TRAMA
1886: Lord Clayton di Greystoke e la consorte incinta Alice naufragano in Costa d’Avorio. Alice muore di malaria, il Lord è ucciso dalle scimmie, il neonato è allevato da quest’ultime finché, una volta cresciuto, torna nella tenuta di Greystoke.
RECENSIONI
Un Tarzan (nome che non s’ode mai) cinematografico più complesso, adulto, moderno, fedele però allo spirito dell’originale (1914) di Edgar Rice Burroughs: Christopher Lambert è scritturato nell’ottica anti-superomistica e per sfruttare quel suo sguardo “perso” (innocente) da miope. Il direttore della fotografia John Alcott incanta con splendide immagini nella giungla del Camerun e in Scozia, mentre il mago del trucco Rick Baker pensa alle protesi per trasformare in scimmie gli attori.
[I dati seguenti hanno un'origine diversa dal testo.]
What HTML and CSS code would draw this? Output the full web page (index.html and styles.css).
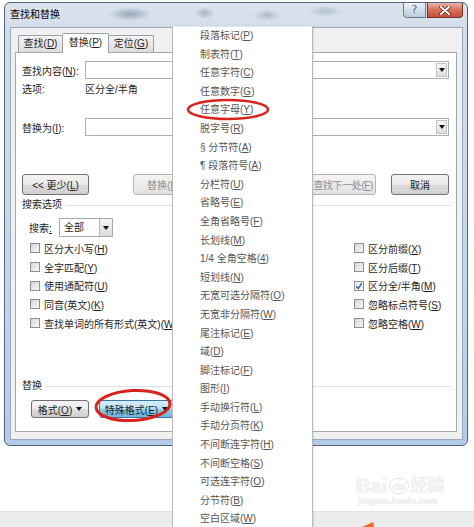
FILE: index.html
```html
<!DOCTYPE html>
<html lang="zh-CN">
<head>
<meta charset="utf-8">
<title>查找和替换</title>
<link rel="stylesheet" href="styles.css">
</head>
<body>
<div class="screen">
  <div class="dialog">
    <div class="titlebar">
      <span class="title">查找和替换</span>
      <div class="caption">
        <span class="cap-help">?</span>
        <span class="cap-close"><svg width="12" height="9" viewBox="0 0 12 9"><path d="M2 1 L10 8 M10 1 L2 8" stroke="#5a1a12" stroke-width="3.4" stroke-linecap="round"/><path d="M2 1 L10 8 M10 1 L2 8" stroke="#fff" stroke-width="2" stroke-linecap="round"/></svg></span>
      </div>
    </div>
    <div class="client">
      <div class="tabs">
        <span class="tab tab1">查找(<u>D</u>)</span>
        <span class="tab active">替换(<u>P</u>)</span>
        <span class="tab tab3">定位(<u>G</u>)</span>
      </div>
      <div class="panel">
        <div class="find-row">
          <span class="lbl">查找内容(<u>N</u>):</span>
          <div class="combo"><span class="combo-arrow"><i class="tri"></i></span></div>
        </div>
        <div class="opts-row">
          <span class="lbl">选项:</span>
          <span>区分全/半角</span>
        </div>
        <div class="repl-row">
          <span class="lbl">替换为(<u>I</u>):</span>
          <div class="combo"><span class="combo-arrow"><i class="tri"></i></span></div>
        </div>
        <div class="btn-row">
          <span class="btn b-less"><span>&lt;&lt; 更少(<u>L</u>)</span></span>
          <span class="btn disabled b-repl"><span>替换(<u>R</u>)</span></span>
          <span class="btn b-all"></span>
          <span class="btn disabled b-next"><span>查找下一处(<u>F</u>)</span></span>
          <span class="btn b-cancel"><span>取消</span></span>
        </div>
        <div class="group-head gh-search"><span>搜索选项</span><i class="rule"></i></div>
        <div class="search-row">
          <span class="s-lbl">搜索<u>:</u></span>
          <div class="select"><span class="sel-text">全部</span><span class="sel-arrow"><i class="tri"></i></span></div>
        </div>
        <div class="checks">
          <div class="col col-left">
            <div class="chk"><i class="box"></i><span>区分大小写(<u>H</u>)</span></div>
            <div class="chk"><i class="box"></i><span>全字匹配(<u>Y</u>)</span></div>
            <div class="chk"><i class="box"></i><span>使用通配符(<u>U</u>)</span></div>
            <div class="chk"><i class="box"></i><span>同音(英文)(<u>K</u>)</span></div>
            <div class="chk"><i class="box"></i><span>查找单词的所有形式(英文)(<u>W</u>)</span></div>
          </div>
          <div class="col col-right">
            <div class="chk"><i class="box"></i><span>区分前缀(<u>X</u>)</span></div>
            <div class="chk"><i class="box"></i><span>区分后缀(<u>T</u>)</span></div>
            <div class="chk"><i class="box checked"><svg width="8" height="8" viewBox="0 0 8 8"><path d="M1.2 4.2 L3.2 6.6 L6.8 1.2" fill="none" stroke="#2d5fa6" stroke-width="1.4"/></svg></i><span>区分全/半角(<u>M</u>)</span></div>
            <div class="chk"><i class="box"></i><span>忽略标点符号(<u>S</u>)</span></div>
            <div class="chk"><i class="box"></i><span>忽略空格(<u>W</u>)</span></div>
          </div>
        </div>
        <div class="group-head gh-repl"><span>替换</span><i class="rule"></i></div>
        <div class="fmt-row">
          <span class="btn b-fmt"><span>格式(<u>O</u>)</span><i class="tri"></i></span>
          <span class="btn b-special"><span>特殊格式(<u>E</u>)</span><i class="tri"></i></span>
        </div>
      </div>
    </div>
  </div>
  <div class="gap"></div>
  <div class="band"><svg class="orange" width="14" height="8" viewBox="0 0 14 8"><path d="M1 8 L12 3 L13 8 Z" fill="#f26b21"/></svg></div>

  <div class="menu">
    <div class="mi">段落标记(<u>P</u>)</div>
    <div class="mi">制表符(<u>T</u>)</div>
    <div class="mi">任意字符(<u>C</u>)</div>
    <div class="mi">任意数字(<u>G</u>)</div>
    <div class="mi">任意字母(<u>Y</u>)</div>
    <div class="mi">脱字号(<u>R</u>)</div>
    <div class="mi">§ 分节符(<u>A</u>)</div>
    <div class="mi">¶ 段落符号(<u>A</u>)</div>
    <div class="mi">分栏符(<u>U</u>)</div>
    <div class="mi">省略号(<u>E</u>)</div>
    <div class="mi">全角省略号(<u>F</u>)</div>
    <div class="mi">长划线(<u>M</u>)</div>
    <div class="mi">1/4 全角空格(<u>4</u>)</div>
    <div class="mi">短划线(<u>N</u>)</div>
    <div class="mi">无宽可选分隔符(<u>O</u>)</div>
    <div class="mi">无宽非分隔符(<u>W</u>)</div>
    <div class="mi">尾注标记(<u>E</u>)</div>
    <div class="mi">域(<u>D</u>)</div>
    <div class="mi">脚注标记(<u>F</u>)</div>
    <div class="mi">图形(<u>I</u>)</div>
    <div class="mi">手动换行符(<u>L</u>)</div>
    <div class="mi">手动分页符(<u>K</u>)</div>
    <div class="mi">不间断连字符(<u>H</u>)</div>
    <div class="mi">不间断空格(<u>S</u>)</div>
    <div class="mi">可选连字符(<u>O</u>)</div>
    <div class="mi">分节符(<u>B</u>)</div>
    <div class="mi">空白区域(<u>W</u>)</div>
  </div>

  <div class="watermark">
    <div class="wm-top"><span class="wm-bai">Bai</span><span class="wm-du">du</span><span class="wm-jy">经验</span></div>
    <div class="wm-url">jingyan.baidu.com</div>
  </div>

  <svg class="marks" width="474" height="527" viewBox="0 0 474 527">
    <ellipse cx="228" cy="109.5" rx="40" ry="9.5" fill="none" stroke="#d8231f" stroke-width="2.6"/>
    <ellipse cx="133" cy="405.5" rx="37" ry="15" fill="none" stroke="#d8231f" stroke-width="3" transform="rotate(-3 133 405.5)"/>
  </svg>
</div>
</body>
</html>
```
FILE: styles.css
```css
* { box-sizing: border-box; }
html, body { margin: 0; padding: 0; }
body {
  width: 474px;
  height: 527px;
  overflow: hidden;
  background: #fff;
  font-family: "Liberation Sans", "Noto Sans CJK SC", sans-serif;
  font-size: 10px;
  color: #1e1e1e;
}
u { text-decoration: underline; text-underline-offset: 1px; }
.screen {
  width: 474px;
  height: 527px;
  display: flex;
  flex-direction: column;
  position: relative;
  overflow: hidden;
}

/* dialog frame */
.dialog {
  flex: none;
  margin: 2px 0 0 4px;
  width: 464px;
  height: 444px;
  border: 1px solid #4f6580;
  border-radius: 6px;
  background:
    radial-gradient(ellipse 22px 7px at 125px 11px, rgba(70,95,130,0.45), transparent),
    radial-gradient(ellipse 10px 6px at 200px 10px, rgba(70,95,130,0.35), transparent),
    radial-gradient(ellipse 14px 6px at 262px 12px, rgba(70,95,130,0.3), transparent),
    radial-gradient(ellipse 18px 6px at 320px 8px, rgba(70,95,130,0.25), transparent),
    linear-gradient(180deg, #dce4ed 0, #d3dde9 26px, #c4d6ea 60%, #b3cce8 100%);
  padding: 0 4px 5px 5px;
  display: flex;
  flex-direction: column;
}
.titlebar {
  height: 24px;
  flex: none;
  display: flex;
  justify-content: space-between;
  align-items: flex-start;
}
.title { line-height: 24px; font-size: 10px; color: #000; }
.caption { display: flex; gap: 1px; }
.cap-help {
  width: 23px;
  height: 15px;
  border: 1px solid #6d7f95;
  border-top: none;
  border-radius: 0 0 0 4px;
  background: linear-gradient(#eef3f8, #d3dde9 50%, #bccbdc);
  color: #56667b;
  font-size: 11px;
  line-height: 14px;
  text-align: center;
  font-family: "DejaVu Sans", sans-serif;
}
.cap-close {
  width: 36px;
  height: 15px;
  border: 1px solid #6d2c24;
  border-top: none;
  border-radius: 0 0 4px 0;
  background: linear-gradient(#eab3a6, #d5705c 50%, #c8503a);
  display: flex;
  align-items: center;
  justify-content: center;
}

.client {
  flex: 1;
  background: #f0f0f0;
  border: 1px solid #97a9bf;
  padding: 5px 5px 7px 4px;
  display: flex;
  flex-direction: column;
}
.tabs {
  height: 19px;
  flex: none;
  display: flex;
  align-items: flex-end;
  padding-left: 3px;
}
.tab {
  height: 17px;
  border: 1px solid #9a9fa6;
  border-bottom: none;
  background: linear-gradient(#f5f5f5, #e8e8e8 50%, #dcdcdc);
  line-height: 16px;
  text-align: center;
  font-size: 10px;
  border-radius: 2px 2px 0 0;
}
.tab1 { width: 44px; border-right: none; }
.tab3 { width: 45px; border-left: none; }
.tab.active {
  width: 47px;
  height: 20px;
  margin-bottom: -1px;
  background: #fff;
  position: relative;
  z-index: 1;
  line-height: 18px;
}

.panel {
  flex: 1;
  background: #fff;
  border: 1px solid #a2a7ae;
  padding: 0 7px 0 6px;
  display: flex;
  flex-direction: column;
}
.lbl { width: 63px; flex: none; }
.find-row, .repl-row { height: 18px; display: flex; align-items: center; }
.find-row { margin-top: 8px; }
.opts-row { margin-top: 4px; height: 14px; line-height: 14px; display: flex; }
.repl-row { margin-top: 21px; }
.combo {
  flex: 1;
  height: 18px;
  border: 1px solid #abb0b8;
  background: #fff;
  display: flex;
  justify-content: flex-end;
  padding: 1px;
}
.combo-arrow {
  width: 11px;
  height: 100%;
  background: linear-gradient(#f6f6f6, #dddddd);
  border: 1px solid #c4c4c4;
  display: flex;
  align-items: center;
  justify-content: center;
}
.tri {
  display: inline-block;
  width: 0;
  height: 0;
  border-left: 3px solid transparent;
  border-right: 3px solid transparent;
  border-top: 4px solid #111;
}

.btn-row {
  margin-top: 38px;
  height: 21px;
  display: flex;
  gap: 15px;
}
.btn {
  height: 21px;
  flex: none;
  border: 1px solid #707070;
  border-radius: 3px;
  background: linear-gradient(#f3f3f3 0, #ebebeb 48%, #dddddd 52%, #cfcfcf 100%);
  display: flex;
  align-items: center;
  justify-content: center;
  font-size: 10px;
  color: #222;
  white-space: nowrap;
}
.btn .tri { margin-left: 4px; }
.btn.disabled { border-color: #b1b5b9; color: #8c8c8c; background: linear-gradient(#f4f4f4, #ececec 50%, #e2e2e2); }
.b-less { width: 67px; margin-right: 29px; }
.b-repl { width: 67px; justify-content: flex-start; padding-left: 13px; }
.b-all { width: 78px; }
.b-next { width: 68px; justify-content: flex-end; padding-right: 2px; }
.b-next span { letter-spacing: -0.4px; }
.b-cancel { width: 58px; }

.group-head {
  height: 14px;
  line-height: 14px;
  display: flex;
  align-items: center;
  margin-right: -2px;
}
.group-head .rule { flex: 1; height: 1px; background: #dde3ea; margin-left: 4px; }
.gh-search { margin-top: 3px; }
.gh-repl { margin-top: 47px; }

.search-row {
  margin-top: 6px;
  height: 19px;
  display: flex;
  align-items: center;
  padding-left: 7px;
}
.s-lbl { width: 30px; flex: none; }
.select {
  width: 54px;
  height: 19px;
  border: 1px solid #a5a9ae;
  background: #fff;
  display: flex;
}
.sel-text { flex: 1; padding-left: 4px; line-height: 17px; }
.sel-arrow {
  width: 13px;
  border-left: 1px solid #b5b5b5;
  background: linear-gradient(#f5f5f5, #dadada);
  display: flex;
  align-items: center;
  justify-content: center;
}

.checks {
  margin-top: 2px;
  display: grid;
  grid-template-columns: 332px 1fr;
}
.col-left { padding-left: 8px; }
.chk { height: 18.7px; display: flex; align-items: center; gap: 4px; white-space: nowrap; }
.box {
  width: 10px;
  height: 10px;
  flex: none;
  border: 1px solid #8e8f8f;
  background: linear-gradient(135deg, #d6d6d6, #f7f7f7);
  display: flex;
  align-items: center;
  justify-content: center;
}
.box.checked { background: linear-gradient(135deg, #e8e8e8, #fbfbfb); }

.fmt-row {
  margin-top: 7px;
  height: 18px;
  display: flex;
  gap: 10px;
  padding-left: 9px;
}
.fmt-row .btn { height: 18px; }
.b-fmt { width: 58px; }
.b-special {
  width: 75px;
  border-color: #3b77a8;
  background: linear-gradient(#d8eefb 0, #b8e0f5 48%, #8fcbeb 52%, #6fb6de 100%);
}

.gap { flex: 1; }
.band {
  height: 16px;
  flex: none;
  background: #ececec;
  border-top: 1px solid #e2e2e2;
  display: flex;
  align-items: flex-end;
  padding-left: 361px;
}
.orange { display: block; }

/* popup menu */
.menu {
  position: absolute;
  left: 172px;
  top: 26px;
  width: 141px;
  height: 503px;
  background: #fff;
  border: 1px solid #b8b8b8;
  border-top-color: #e6e6e6;
  box-shadow: 1px 0 2px rgba(0,0,0,0.08);
  z-index: 5;
}
.mi {
  height: 18.6px;
  line-height: 18.6px;
  padding-left: 27px;
  font-size: 10px;
  color: #555;
  white-space: nowrap;
}

.watermark {
  position: absolute;
  left: 356px;
  top: 472px;
  width: 92px;
  color: #f3f3f3;
  text-shadow: 0 0 1px #d6d6d6;
  z-index: 2;
}
.wm-top { display: flex; align-items: flex-end; height: 24px; }
.wm-bai { font-size: 20px; font-weight: bold; line-height: 20px; }
.wm-du {
  font-size: 11px;
  font-weight: bold;
  width: 20px;
  height: 16px;
  border-radius: 8px;
  border: 1px solid #e2e2e2;
  text-align: center;
  line-height: 14px;
  margin: 0 1px 2px 2px;
}
.wm-jy { font-size: 17px; font-weight: bold; line-height: 20px; }
.wm-url { font-size: 9px; line-height: 11px; font-weight: bold; padding-left: 2px; }

.marks {
  position: absolute;
  left: 0;
  top: 0;
  z-index: 10;
  pointer-events: none;
}
```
Il pubblicitario Hugh Hudson (anche produttore), reduce dal successo di Momenti di Gloria, gestisce alla perfezione commozione ed emozioni insite nel racconto, che passa dall’avventura alla commedia sentimentale, dal melodramma al fantasy, da Il Ragazzo Selvaggio al romanticismo più sfacciato, ma non dimentica un sottotesto allegorico dove Natura e Civiltà si compenetrano, dove l’essere umano perde l’innocenza e, dal Giardino dell’Eden, previa acquisizione del linguaggio, giunge alla Cultura, all’anelito della scimmia al divino. Un’evoluzione che distanzia dalla beatitudine dello stato naturale, previo incontro con il serpente (d’Arnot di Ian Holm; Eva è la Jane di Andie MacDowell, al debutto e doppiata in originale da Glenn Close): sviluppi che toccano corde inusitate, dove il Selvaggio e il Civilizzato non sono banalmente contrapposti, ma stati dell’essere che convivono in opposizione, impedendo ad entrambi di essere compiuti. Lo sceneggiatore Robert Towne, che lavorava al progetto dal 1975 e avrebbe dovuto dirigerlo nel 1977, firma con il nome del proprio cane, P. H. Vazak, non sentendosi responsabile (sua solo la prima parte nella giungla) di un prodotto finito da Michael Austin e Hudson stesso (la seconda parte, quella che si discosta di più da Burroughs). Ultimo film del grande Ralph Richardson: una prova indimenticabile in un film sottovalutato.